How could any self-described liberal believe for a second that China’s “One Child Policy” was anything but repressive? By utterly failing to live up to liberalism! The policy was “reformed” last week after more than 35 years by a Beijing government trying to face up to the huge demographic and economic crisis posed by an aging population. But as Nicholas Eberstadt reports, now it is a “Two Child Policy“, which is less tyrannical only by degrees. (The link takes you to a Google search to bypass the WSJ paywall — choose the top result there.) Here are some of the awful consequences of the one-child policy noted by Eberstadt:

“First came alarming reports that female infanticide, an ancient practice, had once again erupted throughout the countryside. China’s 1982 census, released some years later, showed an unnatural imbalance in the sex ratio for birth-year 1981 on the order of hundreds of thousands of missing baby girls.

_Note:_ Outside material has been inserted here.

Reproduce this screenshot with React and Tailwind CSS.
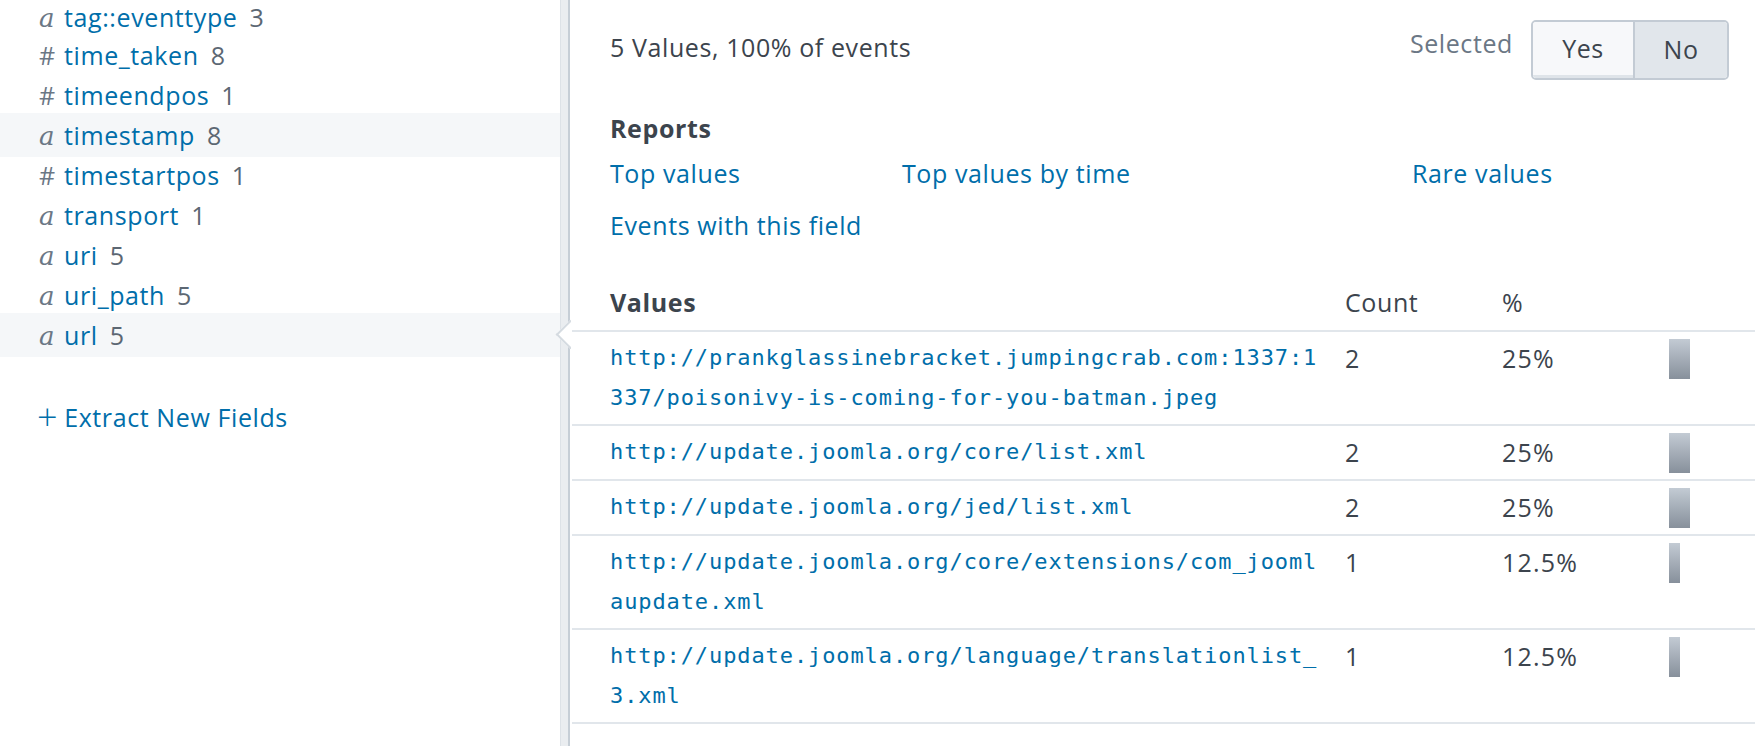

Infanticide was then replaced by mass sex-selective abortion, made possible in the late 1980s by increased rural access to ultrasound machines. China’s sex ratio climbed to nearly 120 baby boys for every 100 baby girls, where it plateaued around 2000. Although a war against baby girls is evident in other countries—India and Taiwan among them—leading Chinese demographers have suggested that half or more of China’s imbalance may directly result from the one-child policy.“

Bret Stephens discusses the support historically offered by the Left for the one-child policy. (This piece is also at wsj.com and it’s apparently a free link, but use Google if it doesn’t work.) Stephens rightly calls the policy “the ultimate assault on the human rights of women and girls.” He traces the Left’s penchant for central authority over family autonomy back to Paul Erlich’s “The Population Bomb” and the Club of Rome‘s discredited “Limits to Growth“, but it also descends from an earlier Leftist fascination with eugenics. The ideas live on today. Stephens notes the Malthusian connection to another great Lefist shibboleth, our purported climate change crisis:

“For much of the 20th century it was faith in History, especially in its Marxist interpretation. Now it’s faith in the environment. Each is a comprehensive belief system, an instruction sheet on how to live, eat and reproduce, a story of how man fell and how he might be redeemed, a tale of impending crisis that’s also a moral crucible.“

Amartya Sen asks whether the one-child policy really influenced fertility rates at all, but I question the reliability of the figures she cites. The high ratio of male to female births contributes to my suspicions. According to Eberstadt, a number of Chinese demographers have been warning against continuing the one-child policy for at least a decade. Other reports give the strong impression that it has been a binding constraint.

Economic growth provides a voluntary and effective brake on birth rates. The continuing agitation for restraints on economic growth to reduce carbon emissions short circuits this mechanism. Not only is the climate change “crisis” ill-founded, these measures hinder the development and diffusion of technologies that would be more efficient in reducing carbon discharge, instead imposing immediate remediation that is often uneconomic. The unimaginative solution offered by the progressive Left is central control over our progeny and our production of goods. Repression is always their best answer. That ain’t liberalism!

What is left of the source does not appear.